> Requirements: Answer with one number: the count of lines in this material that hold the word "React".

> Material for this task:
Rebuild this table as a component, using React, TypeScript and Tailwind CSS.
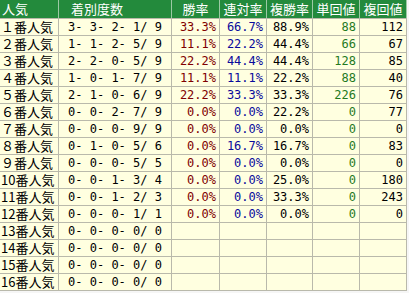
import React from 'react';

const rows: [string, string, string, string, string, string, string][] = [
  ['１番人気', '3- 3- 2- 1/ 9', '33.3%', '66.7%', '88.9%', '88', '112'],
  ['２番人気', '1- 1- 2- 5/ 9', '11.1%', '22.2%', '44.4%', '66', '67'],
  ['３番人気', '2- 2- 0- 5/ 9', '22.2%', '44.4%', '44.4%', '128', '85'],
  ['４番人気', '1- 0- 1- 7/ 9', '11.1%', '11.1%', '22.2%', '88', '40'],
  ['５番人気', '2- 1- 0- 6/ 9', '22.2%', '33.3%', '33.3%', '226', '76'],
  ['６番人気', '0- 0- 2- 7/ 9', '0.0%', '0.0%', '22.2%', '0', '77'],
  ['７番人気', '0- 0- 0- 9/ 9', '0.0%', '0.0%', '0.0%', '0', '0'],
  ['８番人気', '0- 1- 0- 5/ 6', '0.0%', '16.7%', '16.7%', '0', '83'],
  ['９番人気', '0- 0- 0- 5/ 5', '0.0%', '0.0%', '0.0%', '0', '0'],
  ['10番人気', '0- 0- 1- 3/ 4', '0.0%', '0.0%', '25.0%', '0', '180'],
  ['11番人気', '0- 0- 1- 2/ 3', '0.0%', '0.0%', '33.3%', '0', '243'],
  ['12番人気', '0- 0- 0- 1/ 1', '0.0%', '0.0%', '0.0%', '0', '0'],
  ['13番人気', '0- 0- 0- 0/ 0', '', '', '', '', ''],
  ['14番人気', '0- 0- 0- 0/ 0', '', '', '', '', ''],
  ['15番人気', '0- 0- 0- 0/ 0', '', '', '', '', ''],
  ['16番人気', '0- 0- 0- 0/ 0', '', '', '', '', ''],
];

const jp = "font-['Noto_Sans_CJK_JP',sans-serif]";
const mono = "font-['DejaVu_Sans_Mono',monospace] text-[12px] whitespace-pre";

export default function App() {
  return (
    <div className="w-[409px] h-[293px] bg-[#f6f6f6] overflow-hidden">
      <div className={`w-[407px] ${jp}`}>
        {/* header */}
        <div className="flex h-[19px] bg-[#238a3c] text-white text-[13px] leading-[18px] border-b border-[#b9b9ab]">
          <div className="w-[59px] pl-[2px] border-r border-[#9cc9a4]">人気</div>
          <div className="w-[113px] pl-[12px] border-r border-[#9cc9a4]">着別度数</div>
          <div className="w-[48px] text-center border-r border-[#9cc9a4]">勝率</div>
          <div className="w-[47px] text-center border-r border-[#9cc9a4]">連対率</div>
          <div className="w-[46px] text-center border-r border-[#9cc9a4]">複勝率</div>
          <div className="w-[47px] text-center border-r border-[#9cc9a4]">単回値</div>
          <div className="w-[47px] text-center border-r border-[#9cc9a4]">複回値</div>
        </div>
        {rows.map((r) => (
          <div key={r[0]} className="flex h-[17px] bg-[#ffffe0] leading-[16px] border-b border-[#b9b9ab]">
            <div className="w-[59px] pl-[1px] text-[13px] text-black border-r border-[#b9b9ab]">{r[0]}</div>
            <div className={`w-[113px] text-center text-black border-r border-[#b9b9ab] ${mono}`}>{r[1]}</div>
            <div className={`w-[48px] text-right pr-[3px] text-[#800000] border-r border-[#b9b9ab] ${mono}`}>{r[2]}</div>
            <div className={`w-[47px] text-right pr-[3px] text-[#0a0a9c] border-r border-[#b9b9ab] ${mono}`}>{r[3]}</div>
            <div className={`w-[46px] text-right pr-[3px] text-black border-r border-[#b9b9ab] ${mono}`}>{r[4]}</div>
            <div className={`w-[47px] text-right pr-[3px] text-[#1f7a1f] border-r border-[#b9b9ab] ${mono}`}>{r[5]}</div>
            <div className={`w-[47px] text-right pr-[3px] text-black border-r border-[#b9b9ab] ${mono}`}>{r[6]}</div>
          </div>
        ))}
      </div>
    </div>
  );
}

* * *

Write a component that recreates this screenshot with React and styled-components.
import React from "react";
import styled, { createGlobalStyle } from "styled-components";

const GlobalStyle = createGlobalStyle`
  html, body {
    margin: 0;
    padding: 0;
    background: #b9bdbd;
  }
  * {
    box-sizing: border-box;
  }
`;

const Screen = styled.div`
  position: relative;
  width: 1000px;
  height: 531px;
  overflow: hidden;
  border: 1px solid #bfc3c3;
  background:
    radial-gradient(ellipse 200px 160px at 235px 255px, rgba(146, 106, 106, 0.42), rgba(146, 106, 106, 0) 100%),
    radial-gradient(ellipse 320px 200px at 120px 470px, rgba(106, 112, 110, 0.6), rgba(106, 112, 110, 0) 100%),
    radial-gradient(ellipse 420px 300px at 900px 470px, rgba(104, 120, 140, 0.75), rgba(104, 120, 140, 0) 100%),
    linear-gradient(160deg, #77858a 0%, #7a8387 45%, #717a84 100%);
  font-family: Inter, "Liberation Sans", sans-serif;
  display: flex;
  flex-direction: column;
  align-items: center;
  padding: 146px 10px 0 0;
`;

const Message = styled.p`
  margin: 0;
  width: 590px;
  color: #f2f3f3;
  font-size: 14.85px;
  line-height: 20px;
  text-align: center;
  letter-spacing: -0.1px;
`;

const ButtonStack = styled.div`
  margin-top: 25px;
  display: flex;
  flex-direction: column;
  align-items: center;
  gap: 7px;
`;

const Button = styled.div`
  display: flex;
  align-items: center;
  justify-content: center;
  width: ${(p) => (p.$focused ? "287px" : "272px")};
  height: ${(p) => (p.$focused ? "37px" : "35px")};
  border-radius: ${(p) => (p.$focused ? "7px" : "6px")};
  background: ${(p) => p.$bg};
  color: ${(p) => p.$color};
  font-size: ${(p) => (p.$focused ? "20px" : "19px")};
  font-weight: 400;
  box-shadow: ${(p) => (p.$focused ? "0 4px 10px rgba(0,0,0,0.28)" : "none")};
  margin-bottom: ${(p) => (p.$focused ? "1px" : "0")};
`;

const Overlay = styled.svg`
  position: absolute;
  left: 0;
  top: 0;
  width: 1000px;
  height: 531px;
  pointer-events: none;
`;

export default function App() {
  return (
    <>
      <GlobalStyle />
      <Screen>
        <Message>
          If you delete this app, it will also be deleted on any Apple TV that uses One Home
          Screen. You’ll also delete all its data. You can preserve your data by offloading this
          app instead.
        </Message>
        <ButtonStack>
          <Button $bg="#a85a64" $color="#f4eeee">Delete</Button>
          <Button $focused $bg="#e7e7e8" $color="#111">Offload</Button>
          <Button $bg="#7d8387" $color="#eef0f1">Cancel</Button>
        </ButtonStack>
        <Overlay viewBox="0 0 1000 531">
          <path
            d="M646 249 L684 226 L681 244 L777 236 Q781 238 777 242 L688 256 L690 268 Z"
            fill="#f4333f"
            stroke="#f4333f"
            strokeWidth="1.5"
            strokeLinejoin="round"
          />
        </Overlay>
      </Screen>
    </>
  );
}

* * *

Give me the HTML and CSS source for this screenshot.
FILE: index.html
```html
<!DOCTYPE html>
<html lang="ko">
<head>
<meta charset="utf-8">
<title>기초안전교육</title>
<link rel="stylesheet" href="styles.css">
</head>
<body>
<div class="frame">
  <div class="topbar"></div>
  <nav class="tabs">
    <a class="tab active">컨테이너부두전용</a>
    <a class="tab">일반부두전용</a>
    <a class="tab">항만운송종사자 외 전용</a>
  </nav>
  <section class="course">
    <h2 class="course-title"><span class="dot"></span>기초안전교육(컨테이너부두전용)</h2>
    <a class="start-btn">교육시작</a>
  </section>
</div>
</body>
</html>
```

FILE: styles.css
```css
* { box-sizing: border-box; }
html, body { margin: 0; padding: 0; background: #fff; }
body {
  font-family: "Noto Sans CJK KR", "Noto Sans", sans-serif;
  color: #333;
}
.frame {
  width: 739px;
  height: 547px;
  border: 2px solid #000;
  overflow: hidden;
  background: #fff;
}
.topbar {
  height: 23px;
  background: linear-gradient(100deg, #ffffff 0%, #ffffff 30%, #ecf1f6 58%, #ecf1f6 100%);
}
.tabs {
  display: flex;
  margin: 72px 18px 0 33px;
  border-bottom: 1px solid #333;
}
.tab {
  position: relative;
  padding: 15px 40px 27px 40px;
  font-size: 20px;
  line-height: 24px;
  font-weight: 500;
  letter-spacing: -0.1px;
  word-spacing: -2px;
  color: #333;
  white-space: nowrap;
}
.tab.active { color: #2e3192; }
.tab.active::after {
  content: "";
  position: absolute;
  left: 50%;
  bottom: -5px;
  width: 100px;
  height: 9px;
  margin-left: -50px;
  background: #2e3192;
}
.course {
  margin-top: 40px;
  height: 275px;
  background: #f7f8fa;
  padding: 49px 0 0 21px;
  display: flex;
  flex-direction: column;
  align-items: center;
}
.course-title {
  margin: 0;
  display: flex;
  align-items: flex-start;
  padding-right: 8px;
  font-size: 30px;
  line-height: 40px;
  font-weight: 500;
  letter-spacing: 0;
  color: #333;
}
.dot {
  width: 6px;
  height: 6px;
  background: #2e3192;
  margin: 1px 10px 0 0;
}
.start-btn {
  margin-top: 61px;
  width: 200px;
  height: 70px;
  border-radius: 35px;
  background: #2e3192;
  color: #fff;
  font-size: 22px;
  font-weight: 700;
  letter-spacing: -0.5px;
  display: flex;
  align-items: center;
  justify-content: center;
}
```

> Result: 4